BRIEF DESCRIPTION OF THE DRAWINGS

FIG. 1 is an elevational view of a self propelled aerial work platform provided with the articulated riser system of the present invention, showing the relative positions of the upper and lower arms of the parallel linkage during the various working positions of the work platform;

FIG. 2 is an enlarged, fragmentary, side elevational view of the articulated riser system of the present invention in its lower-most position;

FIG. 3 is an end elevational view, partly broken away in vertical section, taken substantially along line 3--3 of FIG. 2;

FIG. 4 is an end elevational view, partly broken away, taken substantially along line 4--4 of FIG. 2; and

FIG. 5 is a cross-sectional view taken along line 5--5 of FIG. 2, and showing in phantom the position of the upper arm in the medial raised position of the parallel linkage.
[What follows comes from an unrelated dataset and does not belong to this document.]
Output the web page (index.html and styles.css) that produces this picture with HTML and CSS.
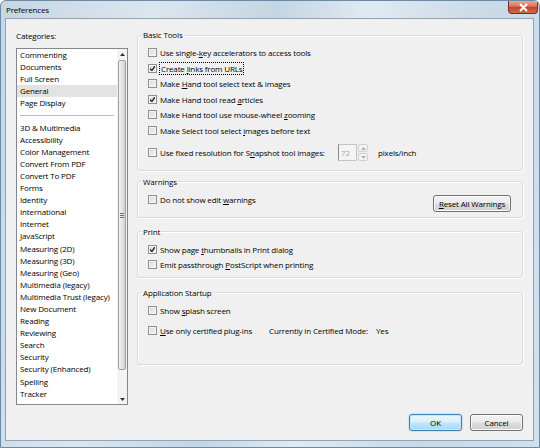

DESCRIPTION OF THE PREFERRED EMBODIMENT

Referring to the drawings, and more particularly to FIGS. 1 and 2, the multicell articulated riser system 1 of the present invention is adapted to be used on a self propelled aerial work platform 2 of the type disclosed in U.S. Pat. No. 4,757,875, wherein a superstructure support frame 3 is mounted on a turntable 4 carried by a vehicle chassis 5.

The riser system comprises a pair of substantially parallel upper and lower arms 6 and 7; each of which are pivotally connected at one end to the support frame 3 as at 8 and 9, and at the respective opposite end to a riser frame assembly 10, as at 11 and 12. A hydraulically extendable and retractable telescopic boom assembly 13, having a base section 21 and fly section 21', and having a work platform 14 articulately mounted on the outermost end of the fly section 21', is pivotally connected to the riser frame assembly as at 15. A lower hydraulic lift cylinder 16 is pivotally connected between the support frame 3 and the arm 6 as at 17 and 18, respectively, whereby the arms 6 and 7 and riser frame assembly 10, as well as telescopic boom assembly 13 carried by the riser frame assembly 10, may be raised and lowered with respect to the vehicle. A boom lift cylinder 19 is similarly pivotally connected between the riser frame assembly 10, as at 20, and the base section 21 of the telescopic boom assembly 13, as at 22, whereby the telescopic boom assembly 13 can be raised and lowered with respect to the riser frame assembly 10, as shown in FIG. 1.

The details of the construction of the support frame 3 are illustrated in FIGS. 2 and 4, wherein it will be seen that a pair of spaced, parallel vertically extending plates 23 and 24 are integral with a bottom wall 25 mounted on the turntable 4. A cradle 26 is fixed to the upper end of the plates 23 and 24 for supporting the base section 20 of the telescopic boom assembly 13 when the boom has been moved to the stored position.

The plates 23 and 24 also support the pivot 8 for the upper arm 7, and the pivot 17 for the lower left cylinder 16. A pair of vertical side walls 27 and 28, spaced laterally outwardly from the plates 23 and 24 are integral with the bottom wall 25 and provide a support for the pivot 9 of lower arm 6, and a counterweight assembly having a pair of counterweight portions 29 bolted as at 30 to end walls 31 integral with the side walls 27 and 28.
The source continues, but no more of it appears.